Singapore plans cautious budget

Singapore: Singapore Finance Minister Heng Swee Keat will aim to strike a delicate balance in Monday’s budget: preaching fiscal prudence while doling out more social spending ahead of elections that could come as early as this year.

While not expected to be as headline-grabbing as last year — when Heng flagged a hike in the goods-and-services tax — the 2019 budget will cover a range of familiar policy priorities. Infrastructure spending, more health-care support for a rapidly ageing population, and help for firms transitioning in a digital economy were top-of-mind for Heng in a Jan. 22 interview.

The global backdrop calls for more caution. Weaker demand and US-China trade tensions saw Singapore’s export-reliant economy grow at a slower pace than expected in the fourth quarter, data showed Friday.

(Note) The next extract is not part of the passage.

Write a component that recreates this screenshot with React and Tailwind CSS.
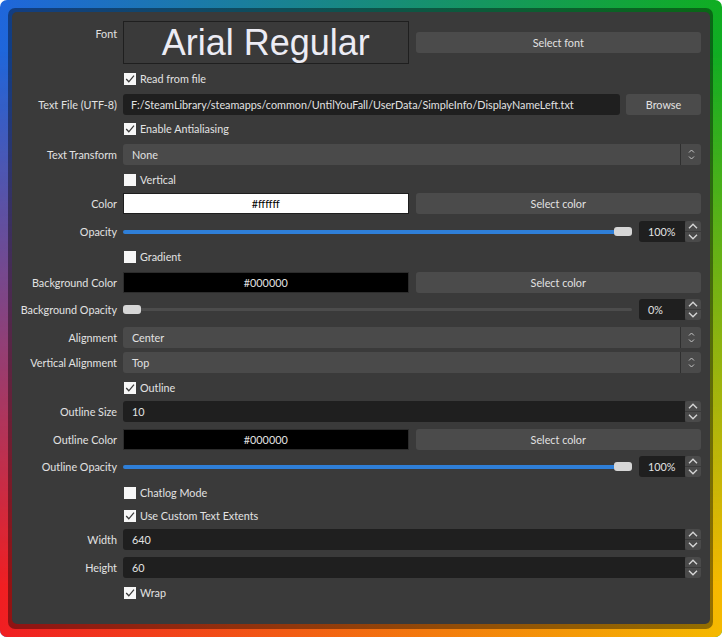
import React from "react";

const Chevron = ({ up }) => (
  <svg width="10" height="6" viewBox="0 0 10 6">
    <polyline
      points={up ? "1,5.2 5,1.2 9,5.2" : "1,0.8 5,4.8 9,0.8"}
      fill="none"
      stroke="currentColor"
      strokeWidth="1.4"
    />
  </svg>
);

const SmallChevron = ({ up }) => (
  <svg width="7" height="4" viewBox="0 0 7 4">
    <polyline
      points={up ? "1,3.5 3.5,1 6,3.5" : "1,0.5 3.5,3 6,0.5"}
      fill="none"
      stroke="currentColor"
      strokeWidth="1"
    />
  </svg>
);

const Row = ({ label, className = "", children, top }) => (
  <div className={`flex ${top ? "items-start h-[43px]" : "items-center h-[21px]"} ${className}`}>
    <div className={`w-[105px] shrink-0 text-right whitespace-nowrap ${top ? "pt-[5px]" : ""}`}>
      {label}
    </div>
    <div className="ml-[6px] flex-1 min-w-0 flex h-full items-center">{children}</div>
  </div>
);

const Check = ({ checked, label, className = "" }) => (
  <Row label="" className={className}>
    <div className="ml-[1px] w-[12px] h-[12px] bg-[#f7f7f7] flex items-center justify-center">
      {checked && (
        <svg width="10" height="10" viewBox="0 0 10 10">
          <polyline points="1.2,5 3.8,7.8 9,1.6" fill="none" stroke="#3c3c3c" strokeWidth="1.3" />
        </svg>
      )}
    </div>
    <span className="ml-[4px]">{label}</span>
  </Row>
);

const Button = ({ children, className = "" }) => (
  <div className={`h-[21px] rounded-[3px] bg-[#4b4b4b] flex items-center justify-center ${className}`}>
    {children}
  </div>
);

const Combo = ({ value }) => (
  <div className="flex-1 h-[21px] flex rounded-[3px] bg-[#4a4a4a]">
    <div className="flex-1 flex items-center pl-[9px]">{value}</div>
    <div className="w-px bg-[#2f2f2f]" />
    <div className="w-[20px] flex flex-col items-center justify-center gap-[3px] text-[#c4c4c4]">
      <SmallChevron up />
      <SmallChevron />
    </div>
  </div>
);

const Spin = ({ value, className = "" }) => (
  <div className={`h-[21px] flex ${className}`}>
    <div className="flex-1 bg-[#1f1f1f] rounded-l-[3px] flex items-center pl-[9px]">{value}</div>
    <div className="w-[16px] flex flex-col gap-px text-[#d4d4d4]">
      <div className="flex-1 flex items-center justify-center rounded-t-[3px] bg-[#4a4a4a]">
        <Chevron up />
      </div>
      <div className="flex-1 flex items-center justify-center rounded-b-[3px] bg-[#4a4a4a]">
        <Chevron />
      </div>
    </div>
  </div>
);

const Slider = ({ full }) => (
  <div className="flex-1 flex items-center h-[10px]">
    {full ? (
      <>
        <div className="flex-1 h-[4px] rounded-l-[2px] bg-[#2f7fd8]" />
        <div className="w-[18px] h-[9px] rounded-[3px] bg-[#d6d6d6]" />
      </>
    ) : (
      <>
        <div className="w-[18px] h-[9px] rounded-[3px] bg-[#d6d6d6]" />
        <div className="flex-1 h-[3px] rounded-r-[2px] bg-[#4c4c4c]" />
      </>
    )}
  </div>
);

const SliderRow = ({ label, full, value, className }) => (
  <Row label={label} className={className}>
    <Slider full={full} />
    <Spin value={value} className="ml-[7px] w-[62px]" />
  </Row>
);

const ColorRow = ({ label, white, value, className }) => (
  <Row label={label} className={className}>
    <div className="flex-1 grid grid-cols-2 gap-[7px]">
      <div
        className={`h-[21px] flex items-center justify-center border ${
          white ? "bg-white border-[#1e1e1e] text-black" : "bg-black border-[#2c2c2c]"
        }`}
      >
        {value}
      </div>
      <Button>Select color</Button>
    </div>
  </Row>
);

export default function App() {
  return (
    <div className="w-[722px] h-[637px] bg-white">
      <div className="relative w-[722px] h-[637px] rounded-[7px] overflow-hidden bg-[linear-gradient(to_right,#1f66dc,#10ae22)]">
        <div className="absolute inset-0 bg-[linear-gradient(to_right,#f01e22,#f5b900)] [mask-image:linear-gradient(to_bottom,transparent_8%,black_92%)]" />
        <div className="relative h-full pt-[8px] pl-[8px] pr-[9px] pb-[8px]">
          <div className="h-full rounded-[7px] bg-black/40 pt-[4px] pl-[4px] pr-[3px] pb-[5px]">
            <div className="h-full rounded-[5px] bg-[#3a3a3a] pt-[9px] pr-[9px] text-[10.8px] leading-[15px] text-[#e2e2e2] font-['Lato',sans-serif]">
              <Row label="Font" top>
                <div className="flex-1 grid grid-cols-2 gap-[7px] items-center">
                  <div className="h-[43px] border border-[#1f1f1f] flex items-center justify-center font-['Liberation_Sans',Arial,sans-serif] text-[36px] leading-none text-[#ececf4]">
                    Arial Regular
                  </div>
                  <Button>Select font</Button>
                </div>
              </Row>
              <Check checked label="Read from file" className="mt-[4px]" />
              <Row label="Text File (UTF-8)" className="mt-[5px]">
                <div className="flex-1 h-[21px] rounded-[3px] bg-[#1f1f1f] flex items-center pl-[8px] whitespace-nowrap overflow-hidden">
                  F:/SteamLibrary/steamapps/common/UntilYouFall/UserData/SimpleInfo/DisplayNameLeft.txt
                </div>
                <Button className="ml-[6px] w-[75px]">Browse</Button>
              </Row>
              <Check checked label="Enable Antialiasing" className="mt-[3px]" />
              <Row label="Text Transform" className="mt-[5px]">
                <Combo value="None" />
              </Row>
              <Check label="Vertical" className="mt-[4px]" />
              <ColorRow label="Color" white value="#ffffff" className="mt-[3px]" />
              <SliderRow label="Opacity" full value="100%" className="mt-[7px]" />
              <Check label="Gradient" className="mt-[4px]" />
              <ColorRow label="Background Color" value="#000000" className="mt-[5px]" />
              <SliderRow label="Background Opacity" value="0%" className="mt-[6px]" />
              <Row label="Alignment" className="mt-[7px]">
                <Combo value="Center" />
              </Row>
              <Row label="Vertical Alignment" className="mt-[4px]">
                <Combo value="Top" />
              </Row>
              <Check checked label="Outline" className="mt-[4px]" />
              <Row label="Outline Size" className="mt-[3px]">
                <Spin value="10" className="flex-1" />
              </Row>
              <ColorRow label="Outline Color" value="#000000" className="mt-[7px]" />
              <SliderRow label="Outline Opacity" full value="100%" className="mt-[6px]" />
              <Check label="Chatlog Mode" className="mt-[5px]" />
              <Check checked label="Use Custom Text Extents" className="mt-[2px]" />
              <Row label="Width" className="mt-[3px]">
                <Spin value="640" className="flex-1" />
              </Row>
              <Row label="Height" className="mt-[7px]">
                <Spin value="60" className="flex-1" />
              </Row>
              <Check checked label="Wrap" className="mt-[4px]" />
            </div>
          </div>
        </div>
      </div>
    </div>
  );
}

“Expectations for a spending spree are high on past surpluses, likely elections and downside economic risks,” Mohammad Faiz Nagutha, an economist at Bank of America Merrill Lynch in Singapore, said before the data was released. Those expectations should be reined in since the economy “is not in a crisis,” he said.

The budget deficit could be smaller than projected thanks to improved tax collection. Nagutha sees a shortfall of 0.6 per cent of gross domestic product in the primary balance, versus the government’s 1.6 per cent estimate.

Here’s what else to look out for in the Singapore budget announcement:

Health Care

“Merdeka” will be the word of the day. That refers to a big portion of the population that came of age during Singapore’s independence era in the 1960s, and which the government plans to support through insurance subsidies, top-ups for medical savings programs, long-term care funding and other goodies.

Having already rolled out similar assistance for the elder Pioneer Generation in fiscal 2014, the larger Merdeka Generation of almost a half-million citizens could benefit from about S$8 billion ($5.9 billion) in fresh spending, according to an estimate by economists at Maybank Kim Eng Research Pte. in Singapore.